Prompt —
Reproduce each line that includes the word "React".

>>>>

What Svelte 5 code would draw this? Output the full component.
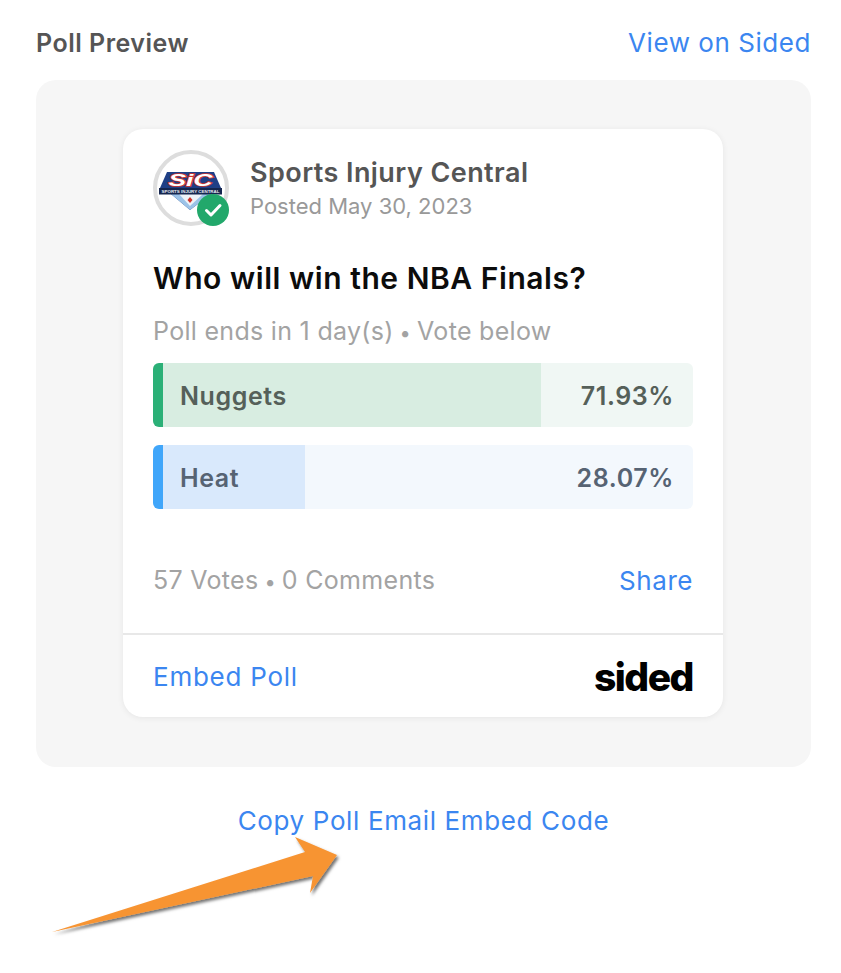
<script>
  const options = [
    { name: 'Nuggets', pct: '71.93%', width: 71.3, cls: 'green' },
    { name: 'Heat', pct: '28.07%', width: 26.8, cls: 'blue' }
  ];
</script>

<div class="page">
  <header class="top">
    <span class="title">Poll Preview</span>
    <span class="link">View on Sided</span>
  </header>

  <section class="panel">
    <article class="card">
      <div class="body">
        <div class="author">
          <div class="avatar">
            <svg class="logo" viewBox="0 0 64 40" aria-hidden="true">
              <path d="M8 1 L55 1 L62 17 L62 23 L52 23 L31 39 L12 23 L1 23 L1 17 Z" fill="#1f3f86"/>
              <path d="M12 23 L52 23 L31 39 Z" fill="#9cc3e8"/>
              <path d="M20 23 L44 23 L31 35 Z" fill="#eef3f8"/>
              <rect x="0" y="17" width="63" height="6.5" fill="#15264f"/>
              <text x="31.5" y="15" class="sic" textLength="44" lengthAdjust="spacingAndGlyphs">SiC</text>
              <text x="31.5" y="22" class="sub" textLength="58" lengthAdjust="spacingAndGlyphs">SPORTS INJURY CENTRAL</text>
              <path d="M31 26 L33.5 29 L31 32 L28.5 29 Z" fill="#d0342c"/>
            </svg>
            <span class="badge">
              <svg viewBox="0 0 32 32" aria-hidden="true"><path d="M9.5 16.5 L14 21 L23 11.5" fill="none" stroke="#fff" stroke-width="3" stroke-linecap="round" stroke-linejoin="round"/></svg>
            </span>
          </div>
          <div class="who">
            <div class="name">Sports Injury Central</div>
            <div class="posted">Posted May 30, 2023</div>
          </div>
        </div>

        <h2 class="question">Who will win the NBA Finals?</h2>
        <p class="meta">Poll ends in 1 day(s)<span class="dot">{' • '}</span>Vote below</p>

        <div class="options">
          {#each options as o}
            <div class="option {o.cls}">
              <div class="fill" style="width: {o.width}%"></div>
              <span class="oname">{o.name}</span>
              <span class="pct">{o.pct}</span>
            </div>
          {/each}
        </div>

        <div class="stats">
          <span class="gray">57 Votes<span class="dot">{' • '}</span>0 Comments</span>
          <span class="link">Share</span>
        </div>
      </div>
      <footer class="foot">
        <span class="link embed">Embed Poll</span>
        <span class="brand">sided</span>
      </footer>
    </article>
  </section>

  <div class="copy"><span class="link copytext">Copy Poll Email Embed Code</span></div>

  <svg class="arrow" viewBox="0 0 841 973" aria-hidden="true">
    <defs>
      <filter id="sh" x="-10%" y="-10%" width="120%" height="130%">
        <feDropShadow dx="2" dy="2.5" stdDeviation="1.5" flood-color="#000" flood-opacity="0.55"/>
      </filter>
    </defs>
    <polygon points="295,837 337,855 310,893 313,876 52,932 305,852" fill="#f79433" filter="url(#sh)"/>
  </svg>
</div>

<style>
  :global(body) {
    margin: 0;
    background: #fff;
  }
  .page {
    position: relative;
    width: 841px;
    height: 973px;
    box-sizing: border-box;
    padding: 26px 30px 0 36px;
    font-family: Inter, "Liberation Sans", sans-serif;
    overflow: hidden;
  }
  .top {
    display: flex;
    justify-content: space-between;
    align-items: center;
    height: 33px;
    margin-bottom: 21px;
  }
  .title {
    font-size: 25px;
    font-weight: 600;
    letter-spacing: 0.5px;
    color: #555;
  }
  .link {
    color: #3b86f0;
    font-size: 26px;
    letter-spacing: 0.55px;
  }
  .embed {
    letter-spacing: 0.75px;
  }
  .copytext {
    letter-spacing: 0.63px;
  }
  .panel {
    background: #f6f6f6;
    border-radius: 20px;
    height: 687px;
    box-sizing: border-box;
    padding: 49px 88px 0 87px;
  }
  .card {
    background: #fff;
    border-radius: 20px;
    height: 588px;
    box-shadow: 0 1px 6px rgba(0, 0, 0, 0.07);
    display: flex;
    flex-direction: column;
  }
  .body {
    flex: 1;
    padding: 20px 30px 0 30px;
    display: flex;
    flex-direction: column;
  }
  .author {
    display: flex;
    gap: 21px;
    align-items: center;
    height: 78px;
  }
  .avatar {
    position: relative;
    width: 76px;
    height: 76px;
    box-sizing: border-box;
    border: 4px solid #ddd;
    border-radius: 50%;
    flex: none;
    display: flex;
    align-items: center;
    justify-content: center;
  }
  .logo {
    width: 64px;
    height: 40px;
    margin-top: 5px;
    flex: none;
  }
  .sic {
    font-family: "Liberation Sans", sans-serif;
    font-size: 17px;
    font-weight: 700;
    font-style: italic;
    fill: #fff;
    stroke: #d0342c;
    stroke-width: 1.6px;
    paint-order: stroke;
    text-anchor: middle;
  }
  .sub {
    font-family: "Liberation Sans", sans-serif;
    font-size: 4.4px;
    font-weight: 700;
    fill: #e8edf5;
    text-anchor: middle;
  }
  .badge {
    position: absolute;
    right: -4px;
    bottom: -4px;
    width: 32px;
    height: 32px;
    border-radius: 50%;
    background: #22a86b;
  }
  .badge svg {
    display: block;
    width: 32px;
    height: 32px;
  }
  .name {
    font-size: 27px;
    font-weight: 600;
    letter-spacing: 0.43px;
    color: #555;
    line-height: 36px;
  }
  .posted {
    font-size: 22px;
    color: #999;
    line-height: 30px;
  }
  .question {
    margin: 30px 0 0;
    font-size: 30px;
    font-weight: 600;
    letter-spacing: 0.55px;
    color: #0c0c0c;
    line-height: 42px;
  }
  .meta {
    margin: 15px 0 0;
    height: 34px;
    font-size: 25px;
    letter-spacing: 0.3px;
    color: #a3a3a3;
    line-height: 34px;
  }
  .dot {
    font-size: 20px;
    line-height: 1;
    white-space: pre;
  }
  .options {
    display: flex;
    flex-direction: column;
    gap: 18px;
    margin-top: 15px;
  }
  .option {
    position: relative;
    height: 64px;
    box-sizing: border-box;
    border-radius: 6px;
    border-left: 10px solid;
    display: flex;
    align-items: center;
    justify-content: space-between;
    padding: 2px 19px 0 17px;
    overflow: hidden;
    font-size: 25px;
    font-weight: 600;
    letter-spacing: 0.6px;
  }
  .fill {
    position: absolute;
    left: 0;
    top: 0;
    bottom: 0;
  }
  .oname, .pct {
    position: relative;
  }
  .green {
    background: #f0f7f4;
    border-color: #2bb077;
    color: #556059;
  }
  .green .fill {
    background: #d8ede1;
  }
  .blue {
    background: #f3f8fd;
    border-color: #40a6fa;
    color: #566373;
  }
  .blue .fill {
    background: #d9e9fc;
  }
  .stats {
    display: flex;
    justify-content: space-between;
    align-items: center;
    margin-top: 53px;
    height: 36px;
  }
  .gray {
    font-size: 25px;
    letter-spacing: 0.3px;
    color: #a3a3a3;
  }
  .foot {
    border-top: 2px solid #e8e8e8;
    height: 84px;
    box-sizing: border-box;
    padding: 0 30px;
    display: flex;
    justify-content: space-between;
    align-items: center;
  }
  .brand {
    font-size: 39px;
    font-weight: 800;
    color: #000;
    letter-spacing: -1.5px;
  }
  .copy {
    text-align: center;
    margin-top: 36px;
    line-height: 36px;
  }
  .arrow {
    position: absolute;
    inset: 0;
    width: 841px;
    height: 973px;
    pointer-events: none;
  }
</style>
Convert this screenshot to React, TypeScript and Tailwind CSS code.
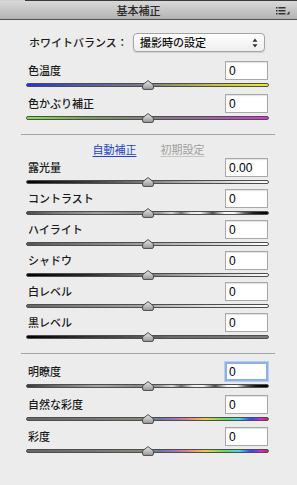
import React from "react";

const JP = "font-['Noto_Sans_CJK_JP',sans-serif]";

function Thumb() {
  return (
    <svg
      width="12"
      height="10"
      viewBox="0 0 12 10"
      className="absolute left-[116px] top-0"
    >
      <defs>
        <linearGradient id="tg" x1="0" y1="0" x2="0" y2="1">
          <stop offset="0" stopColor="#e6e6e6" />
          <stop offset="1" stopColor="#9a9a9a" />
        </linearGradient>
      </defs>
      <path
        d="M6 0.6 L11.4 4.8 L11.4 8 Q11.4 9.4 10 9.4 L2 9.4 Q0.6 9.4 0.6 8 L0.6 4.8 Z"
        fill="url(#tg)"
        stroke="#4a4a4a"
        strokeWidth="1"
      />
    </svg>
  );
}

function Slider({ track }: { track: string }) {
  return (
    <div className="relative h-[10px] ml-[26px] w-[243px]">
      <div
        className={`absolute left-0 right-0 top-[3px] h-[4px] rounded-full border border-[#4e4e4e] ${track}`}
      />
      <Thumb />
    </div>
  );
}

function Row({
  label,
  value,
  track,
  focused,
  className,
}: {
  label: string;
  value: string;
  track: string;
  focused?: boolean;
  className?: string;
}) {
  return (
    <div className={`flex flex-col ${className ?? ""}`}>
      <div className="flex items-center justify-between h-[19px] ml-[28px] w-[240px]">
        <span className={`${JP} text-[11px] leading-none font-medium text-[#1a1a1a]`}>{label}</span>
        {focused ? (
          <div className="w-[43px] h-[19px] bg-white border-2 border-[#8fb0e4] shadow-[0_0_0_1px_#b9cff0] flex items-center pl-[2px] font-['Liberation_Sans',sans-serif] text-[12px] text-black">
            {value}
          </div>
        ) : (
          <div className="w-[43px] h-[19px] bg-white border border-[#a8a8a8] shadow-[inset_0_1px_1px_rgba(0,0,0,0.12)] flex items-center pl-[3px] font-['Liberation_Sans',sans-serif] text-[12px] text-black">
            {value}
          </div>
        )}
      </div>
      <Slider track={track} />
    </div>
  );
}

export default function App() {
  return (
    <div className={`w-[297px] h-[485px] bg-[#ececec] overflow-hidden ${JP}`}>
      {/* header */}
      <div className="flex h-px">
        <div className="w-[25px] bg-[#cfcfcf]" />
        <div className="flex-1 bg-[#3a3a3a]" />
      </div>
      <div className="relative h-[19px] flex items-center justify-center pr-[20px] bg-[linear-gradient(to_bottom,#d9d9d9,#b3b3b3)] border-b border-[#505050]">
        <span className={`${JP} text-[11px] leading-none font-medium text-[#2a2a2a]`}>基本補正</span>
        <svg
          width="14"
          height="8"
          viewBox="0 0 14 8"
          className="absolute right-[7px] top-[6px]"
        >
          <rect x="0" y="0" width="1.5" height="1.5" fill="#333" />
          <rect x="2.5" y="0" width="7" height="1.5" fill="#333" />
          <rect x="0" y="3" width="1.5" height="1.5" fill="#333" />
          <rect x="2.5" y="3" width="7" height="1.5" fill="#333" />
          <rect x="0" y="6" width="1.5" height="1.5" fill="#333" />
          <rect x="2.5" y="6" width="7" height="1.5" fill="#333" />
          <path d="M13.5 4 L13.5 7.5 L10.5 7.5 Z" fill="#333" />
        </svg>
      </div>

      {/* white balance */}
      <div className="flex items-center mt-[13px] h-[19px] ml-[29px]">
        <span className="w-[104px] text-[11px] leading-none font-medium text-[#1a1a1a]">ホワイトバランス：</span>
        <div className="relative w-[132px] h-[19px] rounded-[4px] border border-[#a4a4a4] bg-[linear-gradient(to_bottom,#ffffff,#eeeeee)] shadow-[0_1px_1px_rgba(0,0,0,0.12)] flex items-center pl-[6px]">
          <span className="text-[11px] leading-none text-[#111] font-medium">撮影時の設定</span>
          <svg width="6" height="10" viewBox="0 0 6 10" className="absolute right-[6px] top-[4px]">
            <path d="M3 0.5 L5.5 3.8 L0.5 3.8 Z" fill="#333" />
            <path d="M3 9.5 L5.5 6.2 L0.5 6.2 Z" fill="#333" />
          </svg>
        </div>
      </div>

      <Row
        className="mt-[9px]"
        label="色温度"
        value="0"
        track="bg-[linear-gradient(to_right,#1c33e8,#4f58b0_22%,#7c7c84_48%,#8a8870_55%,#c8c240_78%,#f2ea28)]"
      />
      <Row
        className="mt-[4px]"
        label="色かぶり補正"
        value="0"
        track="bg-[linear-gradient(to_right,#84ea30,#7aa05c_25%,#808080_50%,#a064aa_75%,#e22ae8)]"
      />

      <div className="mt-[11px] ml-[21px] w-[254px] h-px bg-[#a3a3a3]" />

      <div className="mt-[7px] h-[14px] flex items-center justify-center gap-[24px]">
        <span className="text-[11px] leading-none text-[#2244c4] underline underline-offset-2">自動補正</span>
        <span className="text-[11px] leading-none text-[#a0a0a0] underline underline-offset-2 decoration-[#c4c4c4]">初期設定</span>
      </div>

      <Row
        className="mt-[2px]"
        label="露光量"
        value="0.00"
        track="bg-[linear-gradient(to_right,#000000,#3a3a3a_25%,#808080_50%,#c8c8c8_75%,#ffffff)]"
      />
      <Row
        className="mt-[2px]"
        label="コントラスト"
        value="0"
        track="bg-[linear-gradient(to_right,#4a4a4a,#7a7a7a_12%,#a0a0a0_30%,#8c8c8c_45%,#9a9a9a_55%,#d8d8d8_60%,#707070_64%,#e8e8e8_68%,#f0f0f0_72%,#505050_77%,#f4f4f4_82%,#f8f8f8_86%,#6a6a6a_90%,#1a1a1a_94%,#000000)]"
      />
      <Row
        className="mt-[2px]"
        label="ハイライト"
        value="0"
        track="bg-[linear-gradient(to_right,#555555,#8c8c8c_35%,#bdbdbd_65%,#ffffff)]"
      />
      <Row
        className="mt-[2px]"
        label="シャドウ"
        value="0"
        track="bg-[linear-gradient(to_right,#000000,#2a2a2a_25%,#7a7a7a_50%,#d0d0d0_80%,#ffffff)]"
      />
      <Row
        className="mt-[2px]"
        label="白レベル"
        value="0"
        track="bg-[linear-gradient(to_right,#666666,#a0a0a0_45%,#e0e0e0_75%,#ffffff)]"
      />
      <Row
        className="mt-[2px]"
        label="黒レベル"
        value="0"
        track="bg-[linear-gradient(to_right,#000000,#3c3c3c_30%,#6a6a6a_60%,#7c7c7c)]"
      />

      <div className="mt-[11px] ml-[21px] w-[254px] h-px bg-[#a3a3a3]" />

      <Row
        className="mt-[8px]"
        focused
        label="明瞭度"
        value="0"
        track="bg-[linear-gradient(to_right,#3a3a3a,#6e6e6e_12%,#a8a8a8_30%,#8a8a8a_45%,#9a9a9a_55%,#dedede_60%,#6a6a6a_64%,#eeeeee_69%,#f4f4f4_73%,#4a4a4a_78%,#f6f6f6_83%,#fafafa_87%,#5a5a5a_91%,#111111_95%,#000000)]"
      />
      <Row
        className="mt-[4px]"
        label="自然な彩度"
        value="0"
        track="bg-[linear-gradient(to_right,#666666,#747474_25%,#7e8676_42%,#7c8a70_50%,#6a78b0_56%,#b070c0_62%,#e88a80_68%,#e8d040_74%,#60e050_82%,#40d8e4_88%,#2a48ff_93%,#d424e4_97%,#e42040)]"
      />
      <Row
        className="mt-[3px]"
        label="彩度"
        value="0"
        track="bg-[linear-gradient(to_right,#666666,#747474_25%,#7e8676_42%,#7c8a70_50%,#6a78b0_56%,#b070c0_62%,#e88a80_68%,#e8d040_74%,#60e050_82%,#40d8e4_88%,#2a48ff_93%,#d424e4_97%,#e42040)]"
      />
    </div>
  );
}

<<<<

Written solution —
Convert this screenshot to React, TypeScript and Tailwind CSS code.
import React from "react";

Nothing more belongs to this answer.